DATA SHOWN
+ + +
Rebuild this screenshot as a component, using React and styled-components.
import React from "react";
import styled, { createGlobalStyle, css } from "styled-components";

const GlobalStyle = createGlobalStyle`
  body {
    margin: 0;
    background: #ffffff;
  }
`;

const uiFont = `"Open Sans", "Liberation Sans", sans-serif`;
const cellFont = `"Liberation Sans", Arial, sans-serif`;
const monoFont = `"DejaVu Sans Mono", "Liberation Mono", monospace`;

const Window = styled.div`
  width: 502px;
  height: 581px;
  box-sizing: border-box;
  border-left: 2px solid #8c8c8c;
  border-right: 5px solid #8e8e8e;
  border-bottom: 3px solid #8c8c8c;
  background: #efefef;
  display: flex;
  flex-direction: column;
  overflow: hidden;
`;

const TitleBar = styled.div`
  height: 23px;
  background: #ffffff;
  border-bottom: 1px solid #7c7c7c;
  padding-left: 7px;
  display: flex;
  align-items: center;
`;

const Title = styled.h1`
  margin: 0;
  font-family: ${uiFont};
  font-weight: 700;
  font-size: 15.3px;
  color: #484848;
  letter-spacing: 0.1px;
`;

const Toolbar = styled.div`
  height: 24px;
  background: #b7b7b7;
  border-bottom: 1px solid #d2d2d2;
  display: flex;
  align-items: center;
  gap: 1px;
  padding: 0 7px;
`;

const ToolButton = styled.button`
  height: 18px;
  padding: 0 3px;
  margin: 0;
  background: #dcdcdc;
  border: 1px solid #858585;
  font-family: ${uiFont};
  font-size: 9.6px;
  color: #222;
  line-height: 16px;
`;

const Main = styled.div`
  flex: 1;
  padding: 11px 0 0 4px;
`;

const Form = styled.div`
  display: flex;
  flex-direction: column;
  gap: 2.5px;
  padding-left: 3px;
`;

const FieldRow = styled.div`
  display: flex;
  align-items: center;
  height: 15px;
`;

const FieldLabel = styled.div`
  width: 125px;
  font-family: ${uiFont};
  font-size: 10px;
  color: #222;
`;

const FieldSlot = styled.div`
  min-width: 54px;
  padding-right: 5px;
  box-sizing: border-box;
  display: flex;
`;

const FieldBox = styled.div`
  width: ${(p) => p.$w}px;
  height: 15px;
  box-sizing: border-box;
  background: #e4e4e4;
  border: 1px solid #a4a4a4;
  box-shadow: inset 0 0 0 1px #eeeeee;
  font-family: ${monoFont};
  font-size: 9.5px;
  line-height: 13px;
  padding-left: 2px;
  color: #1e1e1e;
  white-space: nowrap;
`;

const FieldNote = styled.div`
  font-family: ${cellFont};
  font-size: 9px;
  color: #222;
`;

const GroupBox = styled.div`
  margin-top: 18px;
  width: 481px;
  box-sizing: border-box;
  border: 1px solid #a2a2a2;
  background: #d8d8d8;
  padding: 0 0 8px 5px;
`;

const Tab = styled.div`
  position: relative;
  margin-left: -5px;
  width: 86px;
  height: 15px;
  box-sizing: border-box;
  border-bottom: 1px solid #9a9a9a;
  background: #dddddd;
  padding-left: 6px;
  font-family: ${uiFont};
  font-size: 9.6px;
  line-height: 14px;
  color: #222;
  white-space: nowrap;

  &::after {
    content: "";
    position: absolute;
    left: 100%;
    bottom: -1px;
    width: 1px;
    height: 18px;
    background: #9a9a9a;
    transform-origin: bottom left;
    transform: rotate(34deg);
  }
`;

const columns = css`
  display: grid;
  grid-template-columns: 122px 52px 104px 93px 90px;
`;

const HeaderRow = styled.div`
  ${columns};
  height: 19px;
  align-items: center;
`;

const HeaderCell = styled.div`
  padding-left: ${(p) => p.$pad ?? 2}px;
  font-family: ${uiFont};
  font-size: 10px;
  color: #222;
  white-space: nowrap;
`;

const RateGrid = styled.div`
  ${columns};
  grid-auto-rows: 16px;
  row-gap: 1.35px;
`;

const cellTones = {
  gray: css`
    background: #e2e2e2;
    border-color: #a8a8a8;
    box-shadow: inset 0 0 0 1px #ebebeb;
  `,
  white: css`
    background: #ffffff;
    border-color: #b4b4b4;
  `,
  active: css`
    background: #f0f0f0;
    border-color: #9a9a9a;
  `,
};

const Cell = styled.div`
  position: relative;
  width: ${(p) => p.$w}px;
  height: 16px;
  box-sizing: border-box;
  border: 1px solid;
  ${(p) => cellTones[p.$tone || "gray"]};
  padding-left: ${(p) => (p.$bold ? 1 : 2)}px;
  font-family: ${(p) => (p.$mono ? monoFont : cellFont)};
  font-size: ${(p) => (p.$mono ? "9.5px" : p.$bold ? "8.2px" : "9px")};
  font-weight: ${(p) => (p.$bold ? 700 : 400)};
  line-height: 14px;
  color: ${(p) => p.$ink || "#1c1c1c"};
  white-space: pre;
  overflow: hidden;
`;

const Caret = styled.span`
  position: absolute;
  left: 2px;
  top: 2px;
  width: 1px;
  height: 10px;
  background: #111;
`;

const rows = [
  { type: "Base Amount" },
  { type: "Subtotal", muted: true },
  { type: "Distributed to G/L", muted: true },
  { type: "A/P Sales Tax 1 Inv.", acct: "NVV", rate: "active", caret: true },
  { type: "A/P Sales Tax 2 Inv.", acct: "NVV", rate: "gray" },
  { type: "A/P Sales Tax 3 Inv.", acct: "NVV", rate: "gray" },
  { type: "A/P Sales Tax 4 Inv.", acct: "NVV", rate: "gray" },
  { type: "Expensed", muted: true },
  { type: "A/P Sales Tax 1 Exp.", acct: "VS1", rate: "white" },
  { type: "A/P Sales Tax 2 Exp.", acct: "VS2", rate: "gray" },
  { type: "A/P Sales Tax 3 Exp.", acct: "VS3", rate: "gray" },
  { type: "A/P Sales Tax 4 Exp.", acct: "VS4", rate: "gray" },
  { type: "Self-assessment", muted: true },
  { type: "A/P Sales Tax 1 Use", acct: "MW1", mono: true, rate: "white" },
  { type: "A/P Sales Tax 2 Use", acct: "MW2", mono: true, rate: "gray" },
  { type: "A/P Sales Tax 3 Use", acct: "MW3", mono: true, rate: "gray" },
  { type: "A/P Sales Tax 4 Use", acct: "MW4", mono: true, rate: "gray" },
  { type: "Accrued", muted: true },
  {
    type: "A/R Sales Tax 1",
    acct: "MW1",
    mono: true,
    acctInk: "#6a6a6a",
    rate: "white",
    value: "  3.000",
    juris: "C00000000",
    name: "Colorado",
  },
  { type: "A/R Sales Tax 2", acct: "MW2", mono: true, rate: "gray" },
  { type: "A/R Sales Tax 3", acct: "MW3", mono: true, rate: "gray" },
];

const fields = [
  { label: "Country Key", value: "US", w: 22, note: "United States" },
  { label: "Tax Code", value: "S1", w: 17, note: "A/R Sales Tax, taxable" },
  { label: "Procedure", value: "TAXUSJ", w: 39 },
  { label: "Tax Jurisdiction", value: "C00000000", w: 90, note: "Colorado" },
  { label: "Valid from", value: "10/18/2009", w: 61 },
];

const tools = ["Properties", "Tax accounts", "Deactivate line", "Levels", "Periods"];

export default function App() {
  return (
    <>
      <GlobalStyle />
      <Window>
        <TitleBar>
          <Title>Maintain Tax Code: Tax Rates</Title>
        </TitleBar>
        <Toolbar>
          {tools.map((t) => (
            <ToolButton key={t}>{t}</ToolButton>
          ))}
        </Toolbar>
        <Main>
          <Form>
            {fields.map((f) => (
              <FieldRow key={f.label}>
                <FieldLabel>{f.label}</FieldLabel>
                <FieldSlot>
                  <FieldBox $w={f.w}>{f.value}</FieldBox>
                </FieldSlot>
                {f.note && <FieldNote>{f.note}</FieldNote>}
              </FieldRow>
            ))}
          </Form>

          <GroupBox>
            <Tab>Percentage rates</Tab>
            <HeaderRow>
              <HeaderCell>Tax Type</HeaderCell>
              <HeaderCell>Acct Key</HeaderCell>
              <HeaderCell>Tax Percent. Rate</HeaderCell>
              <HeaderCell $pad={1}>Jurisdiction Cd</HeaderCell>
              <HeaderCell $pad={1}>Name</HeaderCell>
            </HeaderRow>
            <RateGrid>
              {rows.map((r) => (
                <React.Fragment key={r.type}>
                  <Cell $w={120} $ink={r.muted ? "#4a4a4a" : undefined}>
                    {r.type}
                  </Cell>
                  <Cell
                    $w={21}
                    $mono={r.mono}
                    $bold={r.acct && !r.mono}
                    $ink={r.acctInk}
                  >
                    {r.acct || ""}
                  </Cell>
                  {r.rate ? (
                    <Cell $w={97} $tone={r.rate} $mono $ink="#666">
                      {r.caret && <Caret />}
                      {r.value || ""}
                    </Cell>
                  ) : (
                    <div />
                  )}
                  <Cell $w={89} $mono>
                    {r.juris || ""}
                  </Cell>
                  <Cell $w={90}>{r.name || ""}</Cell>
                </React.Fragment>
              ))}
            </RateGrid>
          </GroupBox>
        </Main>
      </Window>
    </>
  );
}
+ + +
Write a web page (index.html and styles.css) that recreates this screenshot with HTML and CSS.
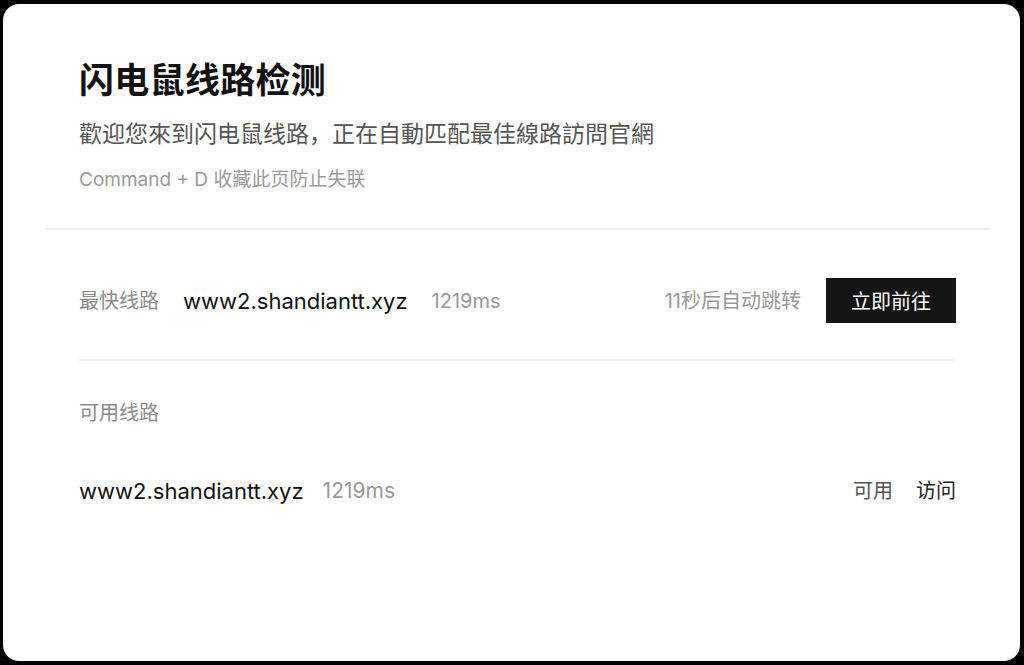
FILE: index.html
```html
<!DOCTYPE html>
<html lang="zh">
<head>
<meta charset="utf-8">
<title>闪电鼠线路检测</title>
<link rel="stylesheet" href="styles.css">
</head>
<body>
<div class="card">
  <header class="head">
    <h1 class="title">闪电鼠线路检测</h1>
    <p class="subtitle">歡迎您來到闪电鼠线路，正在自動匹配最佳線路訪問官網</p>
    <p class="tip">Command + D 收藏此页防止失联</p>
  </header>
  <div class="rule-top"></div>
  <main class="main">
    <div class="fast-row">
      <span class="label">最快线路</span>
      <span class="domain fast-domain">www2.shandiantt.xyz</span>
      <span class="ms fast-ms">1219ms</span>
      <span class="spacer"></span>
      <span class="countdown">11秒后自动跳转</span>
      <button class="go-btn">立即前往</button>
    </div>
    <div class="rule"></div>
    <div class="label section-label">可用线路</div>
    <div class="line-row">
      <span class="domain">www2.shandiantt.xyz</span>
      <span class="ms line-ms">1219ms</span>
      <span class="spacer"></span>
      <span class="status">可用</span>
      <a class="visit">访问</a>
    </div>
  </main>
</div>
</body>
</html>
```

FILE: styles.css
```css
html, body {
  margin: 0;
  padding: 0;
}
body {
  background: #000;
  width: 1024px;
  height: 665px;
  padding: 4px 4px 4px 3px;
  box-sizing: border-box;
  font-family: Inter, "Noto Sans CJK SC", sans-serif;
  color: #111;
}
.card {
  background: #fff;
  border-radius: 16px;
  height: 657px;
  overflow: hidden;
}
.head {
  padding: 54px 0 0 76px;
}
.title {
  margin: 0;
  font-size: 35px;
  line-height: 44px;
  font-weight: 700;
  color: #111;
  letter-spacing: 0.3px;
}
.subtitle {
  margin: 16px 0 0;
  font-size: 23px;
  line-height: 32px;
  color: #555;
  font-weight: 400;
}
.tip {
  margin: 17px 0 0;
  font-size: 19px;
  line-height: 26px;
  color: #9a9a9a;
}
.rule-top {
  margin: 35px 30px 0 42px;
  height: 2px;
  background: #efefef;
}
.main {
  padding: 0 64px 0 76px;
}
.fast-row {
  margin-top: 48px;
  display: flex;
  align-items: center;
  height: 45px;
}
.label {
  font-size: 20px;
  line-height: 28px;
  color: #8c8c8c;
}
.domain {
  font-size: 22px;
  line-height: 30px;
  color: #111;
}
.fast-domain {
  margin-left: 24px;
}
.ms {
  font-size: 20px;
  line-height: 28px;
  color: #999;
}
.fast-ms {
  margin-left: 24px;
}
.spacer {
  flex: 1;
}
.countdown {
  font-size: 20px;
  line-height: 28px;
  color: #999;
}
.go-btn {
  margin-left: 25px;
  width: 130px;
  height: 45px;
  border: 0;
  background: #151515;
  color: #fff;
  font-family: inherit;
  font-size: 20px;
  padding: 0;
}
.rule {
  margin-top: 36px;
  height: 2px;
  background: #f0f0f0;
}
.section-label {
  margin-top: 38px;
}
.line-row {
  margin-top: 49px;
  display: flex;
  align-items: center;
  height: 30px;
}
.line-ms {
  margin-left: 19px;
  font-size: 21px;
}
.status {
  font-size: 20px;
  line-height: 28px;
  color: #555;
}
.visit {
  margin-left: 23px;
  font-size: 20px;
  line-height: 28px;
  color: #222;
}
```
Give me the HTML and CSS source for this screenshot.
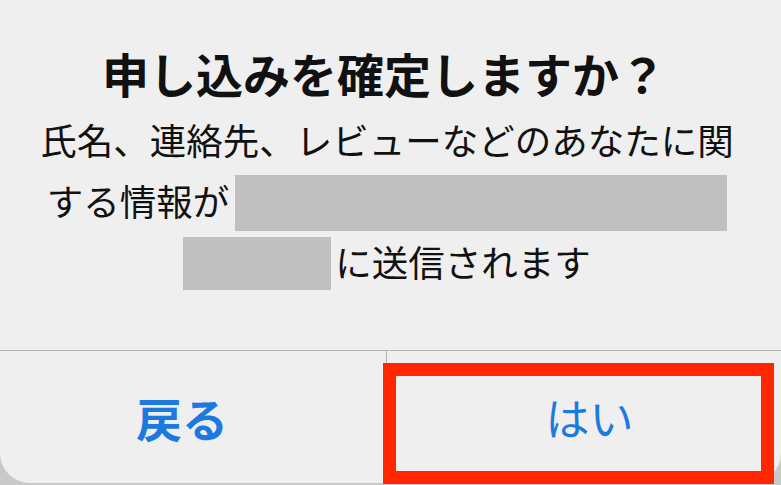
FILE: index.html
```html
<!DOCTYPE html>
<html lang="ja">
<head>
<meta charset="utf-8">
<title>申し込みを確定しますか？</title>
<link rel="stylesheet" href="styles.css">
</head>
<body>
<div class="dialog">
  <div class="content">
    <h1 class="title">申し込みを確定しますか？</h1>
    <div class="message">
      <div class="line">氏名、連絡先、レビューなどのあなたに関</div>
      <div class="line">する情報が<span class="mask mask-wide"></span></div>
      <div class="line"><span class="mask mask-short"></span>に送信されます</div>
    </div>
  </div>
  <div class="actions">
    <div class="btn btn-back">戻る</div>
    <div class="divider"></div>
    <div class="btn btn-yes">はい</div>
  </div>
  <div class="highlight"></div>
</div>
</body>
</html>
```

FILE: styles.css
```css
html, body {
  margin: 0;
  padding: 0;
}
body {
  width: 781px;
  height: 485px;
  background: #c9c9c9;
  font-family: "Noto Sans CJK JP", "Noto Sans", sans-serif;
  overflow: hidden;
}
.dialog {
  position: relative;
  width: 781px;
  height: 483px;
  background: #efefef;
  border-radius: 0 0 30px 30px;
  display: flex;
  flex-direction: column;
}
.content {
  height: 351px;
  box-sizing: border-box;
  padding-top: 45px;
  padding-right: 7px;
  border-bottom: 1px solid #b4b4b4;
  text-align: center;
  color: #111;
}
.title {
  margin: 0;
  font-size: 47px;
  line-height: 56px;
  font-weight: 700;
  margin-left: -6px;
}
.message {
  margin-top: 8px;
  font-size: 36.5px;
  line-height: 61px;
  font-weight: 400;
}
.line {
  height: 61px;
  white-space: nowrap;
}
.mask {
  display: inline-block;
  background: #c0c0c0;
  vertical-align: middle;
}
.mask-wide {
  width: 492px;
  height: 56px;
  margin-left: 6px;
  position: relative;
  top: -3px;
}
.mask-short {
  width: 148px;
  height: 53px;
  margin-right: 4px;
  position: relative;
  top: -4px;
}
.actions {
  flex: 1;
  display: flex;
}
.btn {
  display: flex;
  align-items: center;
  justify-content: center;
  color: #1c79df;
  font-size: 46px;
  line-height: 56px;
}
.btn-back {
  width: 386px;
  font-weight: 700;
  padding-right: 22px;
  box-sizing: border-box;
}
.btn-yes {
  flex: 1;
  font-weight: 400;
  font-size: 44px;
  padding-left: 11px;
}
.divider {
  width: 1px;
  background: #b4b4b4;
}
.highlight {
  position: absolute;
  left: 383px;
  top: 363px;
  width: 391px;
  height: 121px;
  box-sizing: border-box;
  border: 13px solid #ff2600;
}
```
+ + +
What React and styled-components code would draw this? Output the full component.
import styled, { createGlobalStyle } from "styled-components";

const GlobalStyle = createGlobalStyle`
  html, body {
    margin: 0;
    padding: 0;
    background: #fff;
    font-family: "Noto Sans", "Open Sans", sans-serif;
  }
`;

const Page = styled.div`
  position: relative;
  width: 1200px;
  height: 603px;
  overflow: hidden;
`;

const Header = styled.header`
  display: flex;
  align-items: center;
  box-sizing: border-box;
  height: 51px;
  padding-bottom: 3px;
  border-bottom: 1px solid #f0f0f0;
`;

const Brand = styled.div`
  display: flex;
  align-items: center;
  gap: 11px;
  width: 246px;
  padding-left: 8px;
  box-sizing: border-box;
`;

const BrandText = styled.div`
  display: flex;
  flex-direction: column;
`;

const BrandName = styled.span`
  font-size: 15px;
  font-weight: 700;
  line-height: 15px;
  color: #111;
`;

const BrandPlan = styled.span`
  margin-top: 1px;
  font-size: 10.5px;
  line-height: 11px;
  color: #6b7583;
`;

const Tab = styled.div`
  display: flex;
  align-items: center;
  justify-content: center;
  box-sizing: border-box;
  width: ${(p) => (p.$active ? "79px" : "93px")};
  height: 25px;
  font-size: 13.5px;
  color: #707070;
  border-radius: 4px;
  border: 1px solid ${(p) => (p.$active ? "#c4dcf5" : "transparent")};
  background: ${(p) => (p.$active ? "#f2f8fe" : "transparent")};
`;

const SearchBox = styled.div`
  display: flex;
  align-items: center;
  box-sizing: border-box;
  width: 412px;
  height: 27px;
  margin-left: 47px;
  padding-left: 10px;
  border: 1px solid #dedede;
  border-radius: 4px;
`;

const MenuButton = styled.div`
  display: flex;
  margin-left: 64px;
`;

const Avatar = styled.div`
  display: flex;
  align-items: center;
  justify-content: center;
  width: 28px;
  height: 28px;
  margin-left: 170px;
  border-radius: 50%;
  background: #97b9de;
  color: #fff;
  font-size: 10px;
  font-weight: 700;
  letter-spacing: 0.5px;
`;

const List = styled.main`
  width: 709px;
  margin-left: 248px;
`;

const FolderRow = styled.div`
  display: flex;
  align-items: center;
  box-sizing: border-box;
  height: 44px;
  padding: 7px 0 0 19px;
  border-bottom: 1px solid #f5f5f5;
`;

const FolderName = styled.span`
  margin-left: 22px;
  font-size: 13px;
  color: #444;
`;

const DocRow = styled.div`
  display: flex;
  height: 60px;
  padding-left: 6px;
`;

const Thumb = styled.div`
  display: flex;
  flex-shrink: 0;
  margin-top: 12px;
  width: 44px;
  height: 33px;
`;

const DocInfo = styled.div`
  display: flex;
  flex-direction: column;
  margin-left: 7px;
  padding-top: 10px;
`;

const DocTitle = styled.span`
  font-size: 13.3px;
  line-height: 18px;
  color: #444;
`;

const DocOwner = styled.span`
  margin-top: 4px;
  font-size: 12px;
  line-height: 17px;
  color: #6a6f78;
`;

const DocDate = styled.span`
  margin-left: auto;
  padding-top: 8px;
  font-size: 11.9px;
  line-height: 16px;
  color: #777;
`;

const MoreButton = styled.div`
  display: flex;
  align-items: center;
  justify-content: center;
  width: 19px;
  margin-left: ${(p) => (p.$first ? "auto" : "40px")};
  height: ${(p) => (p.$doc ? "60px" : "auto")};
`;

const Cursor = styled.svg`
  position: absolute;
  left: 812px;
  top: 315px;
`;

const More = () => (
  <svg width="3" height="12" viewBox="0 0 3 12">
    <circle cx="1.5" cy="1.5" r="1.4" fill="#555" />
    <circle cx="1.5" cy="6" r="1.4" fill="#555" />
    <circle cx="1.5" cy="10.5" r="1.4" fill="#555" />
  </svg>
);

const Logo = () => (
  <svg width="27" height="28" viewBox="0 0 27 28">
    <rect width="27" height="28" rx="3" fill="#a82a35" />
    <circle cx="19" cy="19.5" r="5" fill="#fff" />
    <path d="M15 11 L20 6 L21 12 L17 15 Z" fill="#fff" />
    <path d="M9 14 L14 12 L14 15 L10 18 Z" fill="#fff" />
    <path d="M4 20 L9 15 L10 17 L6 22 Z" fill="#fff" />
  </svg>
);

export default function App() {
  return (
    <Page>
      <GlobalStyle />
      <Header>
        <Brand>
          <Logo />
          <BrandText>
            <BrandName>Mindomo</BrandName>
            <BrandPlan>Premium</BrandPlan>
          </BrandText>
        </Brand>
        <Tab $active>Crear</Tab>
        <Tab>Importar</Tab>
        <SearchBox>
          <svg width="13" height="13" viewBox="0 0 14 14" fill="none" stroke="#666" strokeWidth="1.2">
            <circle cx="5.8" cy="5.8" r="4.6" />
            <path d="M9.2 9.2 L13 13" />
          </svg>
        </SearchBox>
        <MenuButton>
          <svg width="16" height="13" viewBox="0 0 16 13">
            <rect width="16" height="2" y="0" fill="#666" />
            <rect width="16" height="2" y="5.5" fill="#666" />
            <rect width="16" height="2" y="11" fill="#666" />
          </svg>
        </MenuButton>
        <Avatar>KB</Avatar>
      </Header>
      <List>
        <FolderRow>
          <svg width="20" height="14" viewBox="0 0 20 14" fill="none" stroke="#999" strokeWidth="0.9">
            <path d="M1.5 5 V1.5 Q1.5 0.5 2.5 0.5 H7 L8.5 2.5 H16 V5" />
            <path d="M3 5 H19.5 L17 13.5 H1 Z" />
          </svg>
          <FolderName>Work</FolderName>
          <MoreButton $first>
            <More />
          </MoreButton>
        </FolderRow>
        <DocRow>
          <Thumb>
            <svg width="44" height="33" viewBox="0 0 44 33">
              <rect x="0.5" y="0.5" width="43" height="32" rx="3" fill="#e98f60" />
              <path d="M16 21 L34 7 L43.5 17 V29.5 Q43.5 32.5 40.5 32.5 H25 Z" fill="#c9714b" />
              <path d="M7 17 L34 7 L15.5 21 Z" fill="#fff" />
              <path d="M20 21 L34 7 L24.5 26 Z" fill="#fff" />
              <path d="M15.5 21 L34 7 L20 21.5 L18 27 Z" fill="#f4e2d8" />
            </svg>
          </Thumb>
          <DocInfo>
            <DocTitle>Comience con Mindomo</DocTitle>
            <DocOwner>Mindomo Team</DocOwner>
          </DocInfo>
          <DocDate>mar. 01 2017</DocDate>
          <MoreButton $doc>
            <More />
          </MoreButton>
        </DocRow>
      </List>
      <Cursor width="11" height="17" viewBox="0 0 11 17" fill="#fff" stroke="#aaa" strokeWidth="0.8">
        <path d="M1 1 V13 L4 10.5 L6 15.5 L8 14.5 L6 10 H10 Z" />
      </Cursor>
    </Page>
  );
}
+ + +
THE EXERCISE
Pick out each line that holds the string "React".

SOLUTION
Rebuild this screenshot as a component, using React and styled-components.
import React from "react";
                <React.Fragment key={r.type}>
                </React.Fragment>
What React and styled-components code would draw this? Output the full component.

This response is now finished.